With or without the veto, if the program is adequately funded and competently administered, it could produce acceptable universal coverage.

Promising Politics

Massachusetts came to this outcome because its people demanded it. As in all states, the health system is in crisis, and too many people and businesses cannot afford it. All of the interest groups involved—unions, organized business, hospitals, doctors, other health care providers—appeared willing to try a universal coverage package with a reasonable chance to work. However, as in most states, there was no agreement on the details of a plan that would include some necessary sacrifices, and the situation had all the ingredients of a classic statehouse stalemate.

A widespread and mobilized voting public drove the statehouse players to accomplish much. Health care is a top issue for voters, but mobilizing voters into a political force moves policymakers to break through the usual stalemates and accomplish something. The grassroots organization, Greater Boston Interfaith Organization, together with the health advocacy coalition, Health Care for All, solicited hundreds of thousands of signatures on petitions to have universal health care on a referendum ballot this fall, thus injecting universal health care into the election. The politicians faced having to run on a popular universal health care issue not yet accomplished and risk being positioned as blocking it. Both parties decided to finesse this. Each party controls one of the houses of the legislature, and each chamber passed a version of universal health care this spring.
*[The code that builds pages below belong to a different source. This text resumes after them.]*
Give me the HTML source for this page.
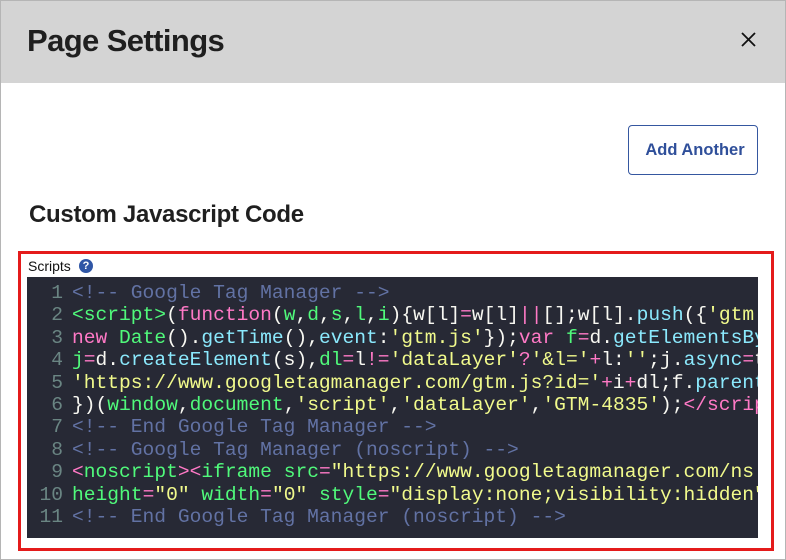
<!DOCTYPE html>
<html><head><meta charset="utf-8">
<style>
html,body{margin:0;padding:0;}
body{width:786px;height:560px;overflow:hidden;background:#fff;font-family:"Liberation Sans",sans-serif;position:relative;}
.frame{position:absolute;left:0;top:0;width:784px;height:558px;border:1px solid #b5b5b5;}
.hdr{position:absolute;left:1px;top:1px;width:784px;height:82px;background:#d4d4d4;}
.title{position:absolute;left:27px;top:23px;font-size:31px;font-weight:bold;color:#1f1f1f;letter-spacing:-0.6px;}
.close{position:absolute;left:741px;top:32px;}
.btn{position:absolute;left:628px;top:125px;width:128px;height:48px;border:1.5px solid #3557a0;border-radius:4px;color:#2f4f9a;font-weight:bold;font-size:16.5px;line-height:48px;text-align:center;box-sizing:content-box;padding-left:4px;width:124px;}
.h2{position:absolute;left:29px;top:201px;font-size:24px;font-weight:bold;color:#1f1f1f;letter-spacing:-0.3px;}
.red{position:absolute;left:18px;top:251px;width:750px;height:294px;border:3px solid #e41b1b;}
.lbl{position:absolute;left:28px;top:258px;font-size:14px;color:#111;}
.help{position:absolute;left:79px;top:259px;width:14px;height:14px;border-radius:50%;background:#2f56a6;color:#fff;font-size:11px;font-weight:bold;text-align:center;line-height:14px;}
.code{position:absolute;left:27px;top:277px;width:731px;height:261px;background:#272935;overflow:hidden;}
.code pre{margin:0;position:absolute;left:0;top:5px;font-family:"Liberation Mono",monospace;font-size:19.6px;line-height:22.4px;color:#f8f8f2;white-space:pre;}
.ln{display:inline-block;width:36px;text-align:right;color:#6a8583;margin-right:9px;}
.c{color:#6272a4}.g{color:#50fa7b}.p{color:#ff79c6}.b{color:#8be9fd}.y{color:#f1fa8c}
</style></head><body>
<div class="frame"></div>
<div class="hdr"></div>
<div class="title">Page Settings</div>
<svg class="close" width="15" height="15" viewBox="0 0 15 15"><path d="M1 1L14 14M14 1L1 14" stroke="#111" stroke-width="1.8" fill="none"/></svg>
<div class="btn">Add Another</div>
<div class="h2">Custom Javascript Code</div>
<div class="red"></div>
<div class="lbl">Scripts</div>
<div class="help">?</div>
<div class="code"><pre><span class="ln">1</span><span class="c">&lt;!-- Google Tag Manager --&gt;</span>
<span class="ln">2</span><span class="g">&lt;script&gt;</span>(<span class="p">function</span>(<span class="g">w</span>,<span class="g">d</span>,<span class="g">s</span>,<span class="g">l</span>,<span class="g">i</span>){w[l]<span class="p">=</span>w[l]<span class="p">||</span>[];w[l].<span class="b">push</span>({<span class="y">'gtm.start'</span>:
<span class="ln">3</span><span class="p">new</span> <span class="g">Date</span>().<span class="b">getTime</span>(),<span class="b">event</span>:<span class="y">'gtm.js'</span>});<span class="p">var</span> <span class="g">f</span><span class="p">=</span>d.<span class="b">getElementsByTagName</span>(s)[0],
<span class="ln">4</span><span class="g">j</span><span class="p">=</span>d.<span class="b">createElement</span>(s),<span class="g">dl</span><span class="p">=</span>l<span class="p">!=</span><span class="y">'dataLayer'</span><span class="p">?</span><span class="y">'&amp;l='</span><span class="p">+</span>l:<span class="y">''</span>;j.<span class="b">async</span><span class="p">=</span>true;j.src=
<span class="ln">5</span><span class="y">'https://www.googletagmanager.com/gtm.js?id='</span><span class="p">+</span>i<span class="p">+</span>dl;f.<span class="b">parentNode</span>.insertBefore(j,f);
<span class="ln">6</span>})(<span class="g">window</span>,<span class="g">document</span>,<span class="y">'script'</span>,<span class="y">'dataLayer'</span>,<span class="y">'GTM-4835'</span>);<span class="p">&lt;/script&gt;</span>
<span class="ln">7</span><span class="c">&lt;!-- End Google Tag Manager --&gt;</span>
<span class="ln">8</span><span class="c">&lt;!-- Google Tag Manager (noscript) --&gt;</span>
<span class="ln">9</span><span class="p">&lt;</span><span class="g">noscript</span><span class="p">&gt;&lt;</span><span class="g">iframe</span> <span class="g">src</span><span class="p">=</span><span class="y">"https://www.googletagmanager.com/ns.html?id=GTM-4835"</span>
<span class="ln">10</span><span class="g">height</span><span class="p">=</span><span class="y">"0"</span> <span class="g">width</span><span class="p">=</span><span class="y">"0"</span> <span class="g">style</span><span class="p">=</span><span class="y">"display:none;visibility:hidden"</span>&gt;
<span class="ln">11</span><span class="c">&lt;!-- End Google Tag Manager (noscript) --&gt;</span></pre></div>
</body></html>
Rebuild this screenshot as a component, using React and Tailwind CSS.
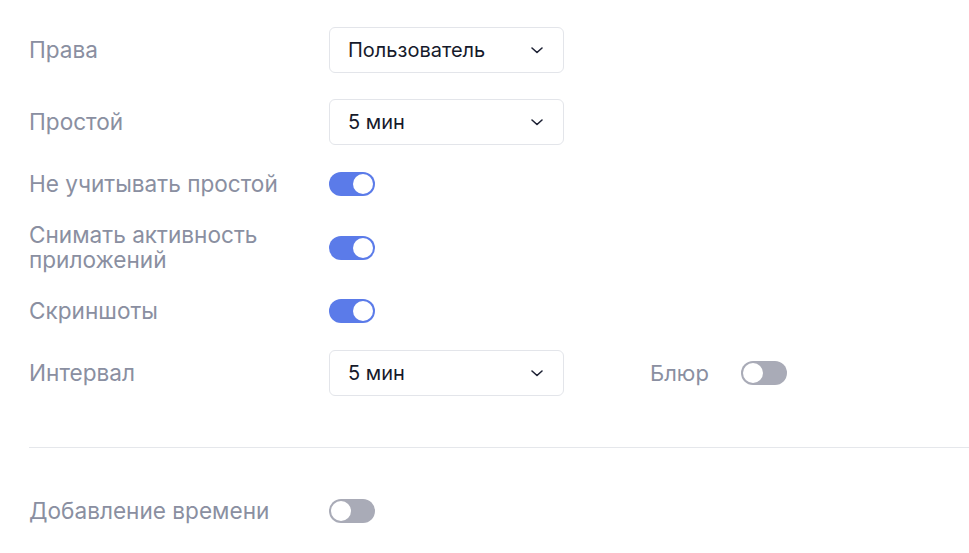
import React from 'react';

const Chevron = () => (
  <svg width="16" height="16" viewBox="0 0 16 16" fill="none" className="text-[#1e2235]">
    <path d="M3 6l5 4.5L13 6" stroke="currentColor" strokeWidth="1.6" strokeLinecap="round" strokeLinejoin="round" />
  </svg>
);

const Select = ({ value }) => (
  <div className="w-[235px] h-[46px] border border-[#e3e5ea] rounded-md bg-white flex items-center justify-between pl-[18px] pr-[18px]">
    <span className="text-[20px] text-[#161a2b]">{value}</span>
    <Chevron />
  </div>
);

const Toggle = ({ on }) => (
  <div className={`w-[46px] h-6 rounded-full flex items-center px-[2px] ${on ? 'bg-[#5b7be9] justify-end' : 'bg-[#a9abb7] justify-start'}`}>
    <div className="w-5 h-5 rounded-full bg-white" />
  </div>
);

const Row = ({ label, children, tight }) => (
  <div className="flex items-center">
    <div className={`w-[300px] text-[22.6px] text-[#8a8fa1] ${tight ? 'leading-[24.5px]' : 'leading-[26px]'}`}>{label}</div>
    {children}
  </div>
);

export default function App() {
  return (
    <div className="min-h-[553px] bg-white pt-[27px] pl-[29px] font-['Inter',sans-serif]">
      <div className="flex flex-col gap-[26px]">
        <Row label="Права"><Select value="Пользователь" /></Row>
        <Row label="Простой"><Select value="5 мин" /></Row>
        <Row label="Не учитывать простой"><Toggle on /></Row>
        <Row tight label={<>Снимать активность<br />приложений</>}><Toggle on /></Row>
        <Row label="Скриншоты"><Toggle on /></Row>
        <Row label="Интервал">
          <Select value="5 мин" />
          <div className="ml-[86px] flex items-center gap-8">
            <span className="text-[22px] text-[#8a8fa1]">Блюр</span>
            <Toggle />
          </div>
        </Row>
      </div>
      <div className="border-t border-[#e5e7eb] mt-[51px] mb-[50px]" />
      <Row label="Добавление времени"><Toggle /></Row>
    </div>
  );
}
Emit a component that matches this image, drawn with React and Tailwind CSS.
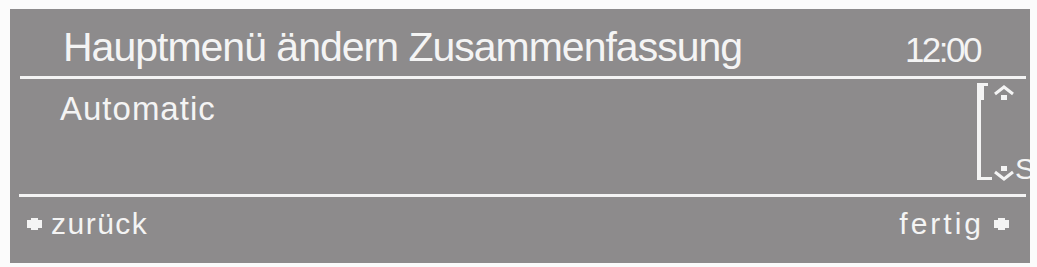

Driven by the intense ongoing public actions and related media pressure, and the continuing threat of the referendum campaign in the fall, the two legislative leaders sat down with the governor and hammered out the compromise.

Illinois has seen the power of health care coverage as a motivating political issue over the last several years. With the Healthy Illinois plan gaining attention in the General Assembly and the Adequate Health Care Task Force scheduled to put a universal health care idea on the table in Springfield in late October of this year, the lessons from Massachusetts are worth noting.